I've spent more than a little time trying to understand how and why some men and women in all kinds of leadership get themselves into trouble, whether the issues be moral, financial, or the abuse of power and ego. I am no stranger to failure and public humiliation. From those terrible moments of twenty years ago in my own life I have come to believe that there is a deeper person in many of us who is not unlike an assassin. This deeper person (like a contentious board member) can be the source of attitudes and behaviors we normally stand against in our conscious being. But it seeks to destroy us and masses energies that—unrestrained—tempt us to do the very things we "believe against."

If you have been burned as deeply as I (and my loved ones) have, you never live a day without remembering that there is something within that, left unguarded, will go on the rampage. Wallace Hamilton once wrote, "Within each of us there is a herd of wild horses all wanting to run loose."

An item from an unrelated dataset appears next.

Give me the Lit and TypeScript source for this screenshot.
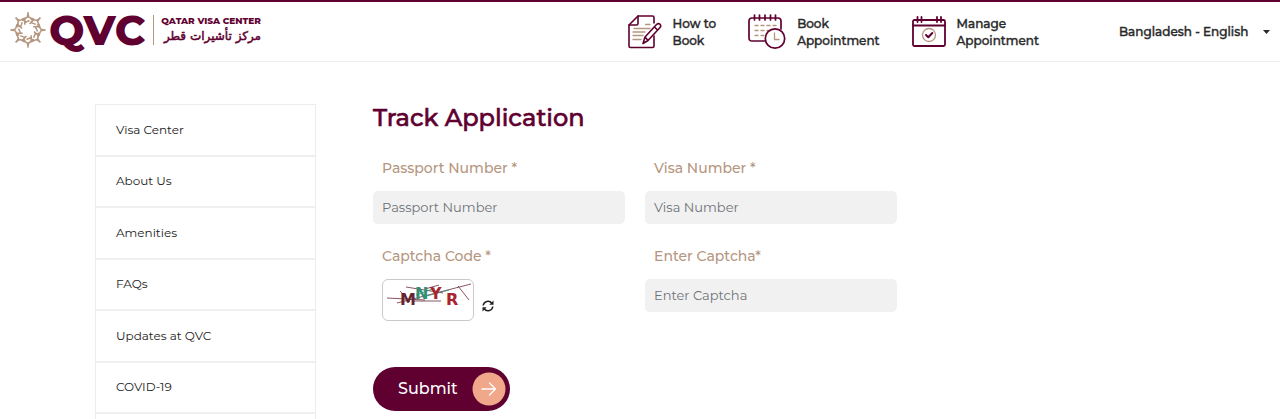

It seems to me that when people become leaders of outsized organizations and movements, when they become famous and their opinions are constantly sought by the media, we ought to begin to become cautious. The very drive that propels some leaders toward extraordinary levels of achievement is a drive that often keeps expanding even after reasonable goals and objectives have been achieved.

Like a river that breaks its levy, that drive often strays into areas of excitement and risk that can be dangerous and destructive. Sometimes the drive appears to be unstoppable.

This seems to have been the experience of the Older Testament David and his wandering eyes, Uzziah in his boredom, and Solomon with his insatiable hunger for wealth, wives, and horses. They seem to have been questing—addictively?—for more thrills or trying to meet deeper personal needs, and the normal ways that satisfy most people became inadequate for them.

What to watch for

When I see a leader who becomes stubborn and rigid, who is increasingly less compassionate toward his adversaries, increasingly tyrannical in his own organization, who rouses anger and arrogance in others, I wonder if he is not generating all of this heat because he is trying so hard to say "no" to something surging deep within his own soul.

Are his words and deeds not so much directed against an enemy "out there" as they are against a much more cunning enemy within his own soul. More than once I have visited with pastors who have spent hours immersed in pornography and then gone on to preach their most "spirit-filled" sermons against immorality a day or two later. It's a disconnect that boggles the rational mind.